Par Nicolas Jaimes JDN – Article publié le 26/02/19 à 12h21

Les rumeurs d’un rapprochement entre Outbrain et Taboola, deux des leaders de la recommandation de contenus dans le monde, animaient la presse spécialisée depuis deux ans. Mais c’est finalement avec un autre acteur, Ligatus, qu’Outbrain a décidé de s’associer. Les deux groupes viennent d’annoncer la conclusion d’un accord portant sur leur fusion par un échange d’actions qui verra Gruner + Jahr, la maison-mère de Ligatus, devenir actionnaire minoritaire d’Outbrain.

L’opération devrait être finalisée d’ici la fin du deuxième trimestre, le temps que l’autorité de la concurrence donne son aval. Arne Wolter, chief digital officer de Gruner + Jahr, rejoindra alors le comité de direction d’Outbrain. Ce dernier ajoute plus de 1 400 éditeurs, dont les groupes de presse Gruner + Jahr et Bertelsmann, à son portefeuille. Outbrain va en profiter pour se renforcer en Europe, un marché où Ligatus est bien mieux implanté. La société fondée à Cologne dispose en effet de bureaux en Allemagne, France, Italie, Espagne, Belgique et aux Pays-Bas. Basé à New York, Outbrain est centré sur le marché nord-américain; même s’il a ouvert l’Europe en 2011.

Le rapprochement avec Ligatus devrait également mettre un terme à la concurrence féroce que se livraient Outbrain, Taboola et Ligatus pour sécuriser les emplacements des bas de pages d’articles. “La situation était devenue difficilement tenable pour eux. Il suffisait à un éditeur de menacer d’aller voir un des deux autres pour renégocier des contrats plus avantageux”, confie un éditeur. Pour Taboola, cette concentration est sans conteste une mauvaise nouvelle. “L’ensemble Outbrain-Ligatus pèse aujourd’hui entre 50 et 60% de nos investissements pubs en native ads. Ce rapprochement va lui permettre d’asseoir sa domination sur un secteur où de nombreux acteurs comme Adyoulike, Quantum ou Powerspace sont apparus”, estime Michael Haros, DGA de l’agence média Values.

Ce deal est, comme c’est souvent le cas dans ce marché de la pub display, également motivé par la volonté de gagner en visibilité et compétitivité face à l’ogre Facebook. “En combinant notre expertise en matière de découverte de contenus avec les solutions de native advertising de Ligatus, nous permettrons aux annonceurs de diffuser leurs publicités au sein d’un environnement premium et ouvert”, explique Alexander Erlmeier, managing director d’Outbrain en charge de l’international. Outbrain a effectivement une carte à jouer alors qu’Audience Network, l’offre de Facebook qui permet d’activer la data du réseau social au sein de l’inventaire d’autres éditeurs, peine à séduire. “La plupart des agences médias l’activent parce que l’offre est cochée par défaut au moment de lancer la campagne”, estime Michael Haros.

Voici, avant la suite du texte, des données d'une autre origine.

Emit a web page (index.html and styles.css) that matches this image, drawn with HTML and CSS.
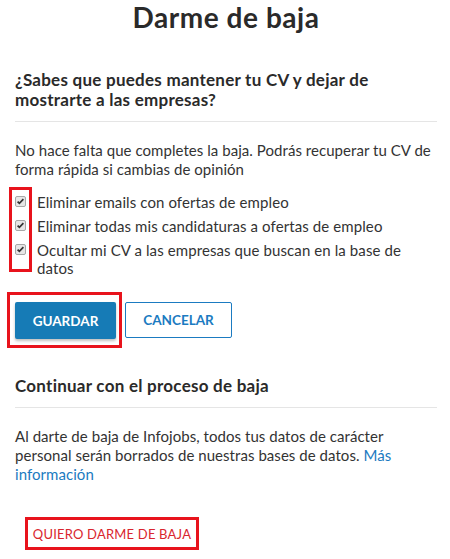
FILE: index.html
```html
<!DOCTYPE html>
<html lang="es">
<head>
<meta charset="utf-8">
<title>Darme de baja</title>
<link rel="stylesheet" href="styles.css">
</head>
<body>
<main class="page">
  <h1 class="title">Darme de baja</h1>

  <section class="block">
    <h2 class="block-title">¿Sabes que puedes mantener tu CV y dejar de mostrarte a las empresas?</h2>
    <hr class="divider">
    <p class="text">No hace falta que completes la baja. Podrás recuperar tu CV de forma rápida si cambias de opinión</p>
    <div class="options-wrap">
      <span class="mark mark-checks"></span>
      <ul class="options">
        <li class="option"><span class="check"><svg viewBox="0 0 11 11" width="11" height="11"><path d="M2.6 5.6 L4.4 7.4 L8.4 3.2" fill="none" stroke="#333" stroke-width="1.7"/></svg></span><span class="option-label">Eliminar emails con ofertas de empleo</span></li>
        <li class="option"><span class="check"><svg viewBox="0 0 11 11" width="11" height="11"><path d="M2.6 5.6 L4.4 7.4 L8.4 3.2" fill="none" stroke="#333" stroke-width="1.7"/></svg></span><span class="option-label">Eliminar todas mis candidaturas a ofertas de empleo</span></li>
        <li class="option"><span class="check"><svg viewBox="0 0 11 11" width="11" height="11"><path d="M2.6 5.6 L4.4 7.4 L8.4 3.2" fill="none" stroke="#333" stroke-width="1.7"/></svg></span><span class="option-label">Ocultar mi CV a las empresas que buscan en la base de datos</span></li>
      </ul>
    </div>
    <div class="actions">
      <span class="mark-box"><button class="btn btn-primary" type="button">GUARDAR</button></span>
      <button class="btn btn-secondary" type="button">CANCELAR</button>
    </div>
  </section>

  <section class="block block-second">
    <h2 class="block-title">Continuar con el proceso de baja</h2>
    <hr class="divider">
    <p class="text">Al darte de baja de Infojobs, todos tus datos de carácter personal serán borrados de nuestras bases de datos. <a class="link" href="#">Más información</a></p>
    <div class="leave">
      <button class="btn-leave" type="button">QUIERO DARME DE BAJA</button>
    </div>
  </section>
</main>
</body>
</html>
```
FILE: styles.css
```css
* { box-sizing: border-box; }
html, body { margin: 0; padding: 0; background: #fff; }
body {
  font-family: "Lato", "Liberation Sans", sans-serif;
  color: #333;
  width: 450px;
}
.page { padding: 0 13px 0 15px; }

.title {
  margin: 0;
  font-size: 28px;
  line-height: 34px;
  font-weight: 700;
  letter-spacing: 0.55px;
  text-align: center;
  color: #2a2a2a;
}

.block-title {
  margin: 36px 0 0;
  font-size: 17px;
  line-height: 20px;
  font-weight: 700;
  letter-spacing: 0.25px;
  color: #2a2a2a;
}

.divider {
  margin: 11px 0 0;
  border: 0;
  border-top: 1px solid #e5e5e5;
}

.text {
  margin: 19px 0 0;
  font-size: 15px;
  line-height: 19px;
  letter-spacing: 0.05px;
}

.link { color: #1b7bc1; text-decoration: none; }

.options-wrap { position: relative; margin-top: 14px; }
.mark-checks {
  position: absolute;
  left: -6px; top: -6px;
  width: 23px; height: 85px;
  border: 3px solid #e8131c;
}
.options { list-style: none; margin: 0; padding: 0 6px 0 0; display: flex; flex-direction: column; gap: 6px; }
.option { display: flex; align-items: flex-start; gap: 11px; font-size: 15px; line-height: 18px; letter-spacing: 0.1px; }
.check {
  flex: none;
  width: 11px; height: 11px;
  margin-top: 3px;
  border: 1px solid #a8a8a8;
  border-radius: 2px;
  background: #e6e6e6;
  display: flex;
}
.check svg { display: block; margin: -1px; }

.actions { display: flex; align-items: center; gap: 3px; margin-top: 15px; margin-left: -8px; }
.mark-box {
  display: inline-flex;
  border: 3px solid #e8131c;
  padding: 7px 3px 6px 5px;
}
.btn {
  font-family: inherit;
  font-size: 13.5px;
  font-weight: 700;
  letter-spacing: 0;
  height: 37px;
  border-radius: 2px;
  cursor: pointer;
}
.btn-primary {
  width: 101px;
  background: #167bb6;
  border: 0;
  color: #fff;
  box-shadow: 0 2px 3px rgba(0,0,0,0.25);
}
.btn-secondary {
  width: 107px;
  height: 36px;
  background: #fff;
  border: 1px solid #1b7bc1;
  color: #1b7bc1;
}

.block-second .block-title { margin-top: 28px; }

.leave { margin-top: 33px; padding-left: 10px; }
.btn-leave {
  font-family: inherit;
  font-size: 13px;
  font-weight: 400;
  letter-spacing: 0.2px;
  color: #d9252e;
  background: #fff;
  border: 3px solid #e8131c;
  width: 174px;
  height: 33px;
  padding: 0;
}
```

Alexander Erlmeier veut croire qu’Outbrain leur offrira “une alternative brand safe et premium, avec de la data de qualité.” Le groupe a développé un “interest graph” qui permet aux annonceurs de cibler les internautes selon leurs centres d’intérêts thématiques. “C’est idéal pour leur permettre de se positionner en amont du tunnel de conversion dans une logique d’image de marque”, justifie Alexander Erlmeier. Michael Haros est lui plus mesuré et estime que le pouvoir d’attraction de la data et du reach Facebook sont trop grands. “C’est illusoire de penser que cette opération permettra au native advertising de piquer à Facebook ne serait-ce que 10% de ses budgets.”

Côté technologie, une des deux plateformes devrait être mise de côté. Outbrain et Ligatus disposent chacun d’une technologie propriétaire de SSP et de DSP. Alexander Erlmeier admet qu’il faudra trancher. “L’ambition est de proposer la plateforme la plus aboutie possible où l’annonceur pourra tout gérer de A à Z.” Reste le sujet de l’humain. Oubtrain compte environ 700 collaborateurs. Ils sont près de 180 chez Ligatus, avec des risques de doublons dans les fonctions support et account management. Mais Alexander Erlmeier se veut rassurant sur l’état des effectifs : “Cette opération doit nous permettre de gérer plus de revenus et d’augmenter notre base de clients” En France, les équipes resteront en place, promet-il. Dernier point : la survie de la marque Ligatus. “Nous devons encore discuter des modalités logistiques mais nous voulons garder la marque qui est très forte en Europe.”